Howdy Yall, I am using 2.4ghz for my control radio and I purchased the 3dr 915 MHz for my radio modem. Now I am working on the video transmission component.
I currently have a cheap 100mw 1.3 ghz unit but I absolutely hate the receiver I have. It is a manual tuning pot that is easily knocked out of tune with the camera.
I know I can use 1000mw under the FCC regs as they currently are. The question is what frequency range would give me the most bang for my buck. a 900 mhz video signal drown out my telemetry? Should I stick with 1.3 Ghz or move to 5.8Ghz. I would like the longer wavelength of 900mhz as it travels farther with less power not to mention that it is less susceptible to natural interference like leaves branches dirty looks etc.
I can get 900 and 5.8 radios and cameras pretty cheap.

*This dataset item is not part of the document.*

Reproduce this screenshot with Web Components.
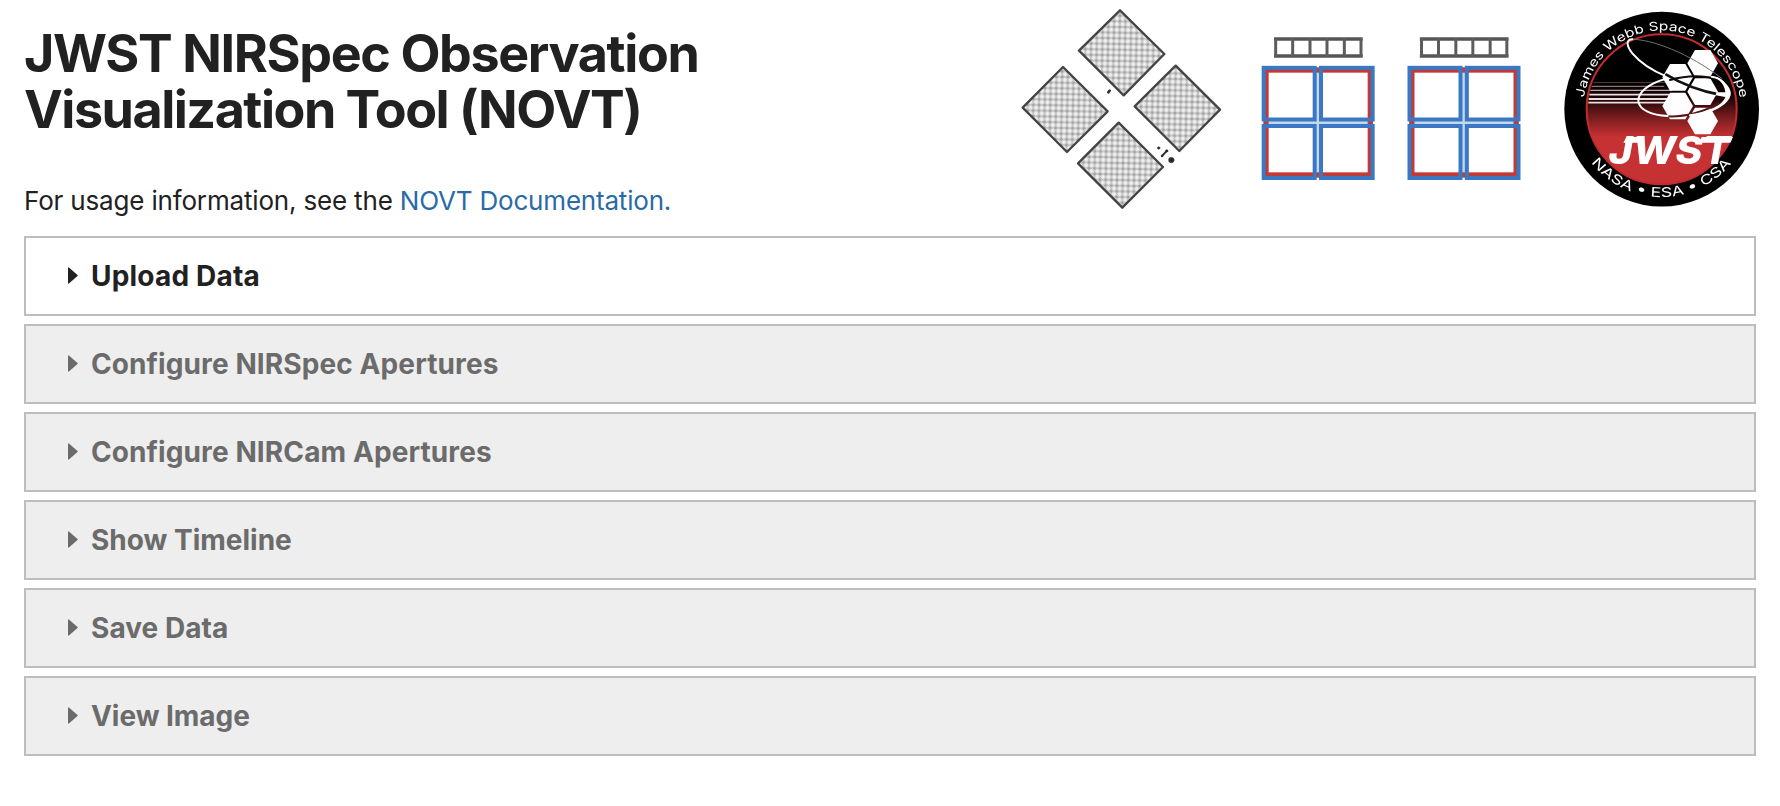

Just read some of the 5G posts here. Terrible range and extreme interference problems.
The 1.2g video TX/RX I have has quite a range of frequency output. I use something like this...
It lists the frequencies as...
With the larger channel number TXes you get quite a large frequency range. IMHO this is by far best type of setup since you get the best range using a better frequency band and still have lots of channels you can use to minimize interference.
Jake, do you find any GPS reception issues from the relatively close frequencies?
I haven't noticed any. I'm only running 700mw and haven't really done much testing to see if certain channels will cause problems.
I do wonder what kind of PA filtering is in these things. It can't be very tight with such a large range unless they're using something beyond my understanding. Being cheap Chinese products I can't imagine there's anything fancy in there.
I should also point out that I use a fairly large plane for an airframe and separate the antennas as best I can.
I am currently using a 1.2 1W video setup. I would suggest a low pass filter if you are using 2.4G radio gear. With out the filter I find range on the radio is shortened.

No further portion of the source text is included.